Ingested millions of records per hour using Microsoft Fabric Streaming, dramatically reducing data latency compared to legacy batch pipelines.

Real-Time Data for ML & Analytics

Transformed and obfuscated data is now available within an hour, accelerating machine learning and analytical workflows.

Automated Schema Evolution

Dynamic schema logic handles frequent source changes, reducing manual engineering effort and maintenance overhead.

Secure Data Sharing

Built-in obfuscation allows safe sharing of sensitive data with internal Machine Learning teams while maintaining compliance.

Conclusion

This case study demonstrates how organizations can leverage Microsoft Fabric Streaming to build modern, secure, and scalable real-time data pipelines. With minimal latency, robust schema handling, and data privacy controls, the solution has laid the groundwork for advanced analytics and AI use cases within the organization.

FAQ

Frequently Asked Questions (FAQs) About Real-Time Data Ingestion Using Microsoft Fabric

How does the solution ensure data privacy and compliance?

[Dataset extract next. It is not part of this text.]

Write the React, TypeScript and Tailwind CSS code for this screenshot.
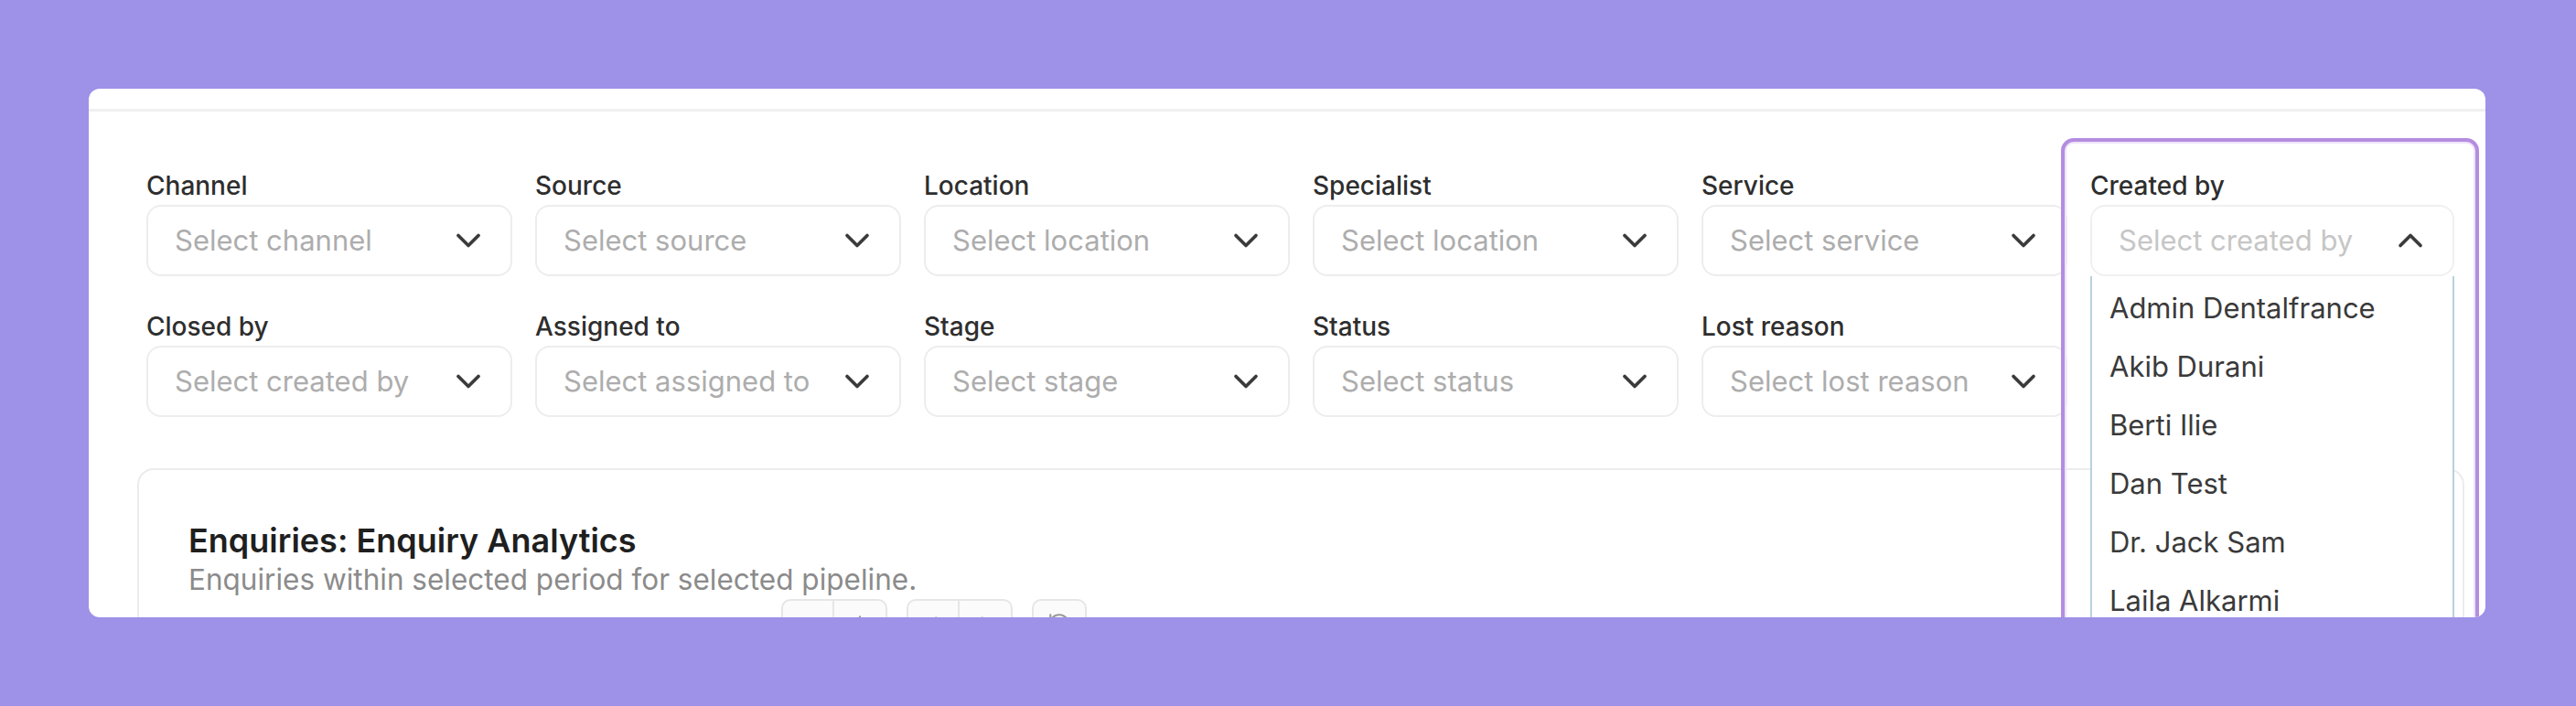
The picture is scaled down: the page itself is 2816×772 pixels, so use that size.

Data masking and obfuscation techniques are applied during transformation. This protects sensitive student information while allowing secure access for analytics and internal machine learning teams.

Can this architecture scale for high-volume enterprise data?

Yes. The architecture is designed for high-throughput ingestion (millions of records per hour). It supports hundreds of enterprise tables and can easily onboard new datasets with minimal reconfiguration.

How does this improve machine learning experimentation?

With near real-time, transformed, and obfuscated data available within an hour, data science teams can iterate models faster, test hypotheses efficiently, and reduce experimentation cycles significantly.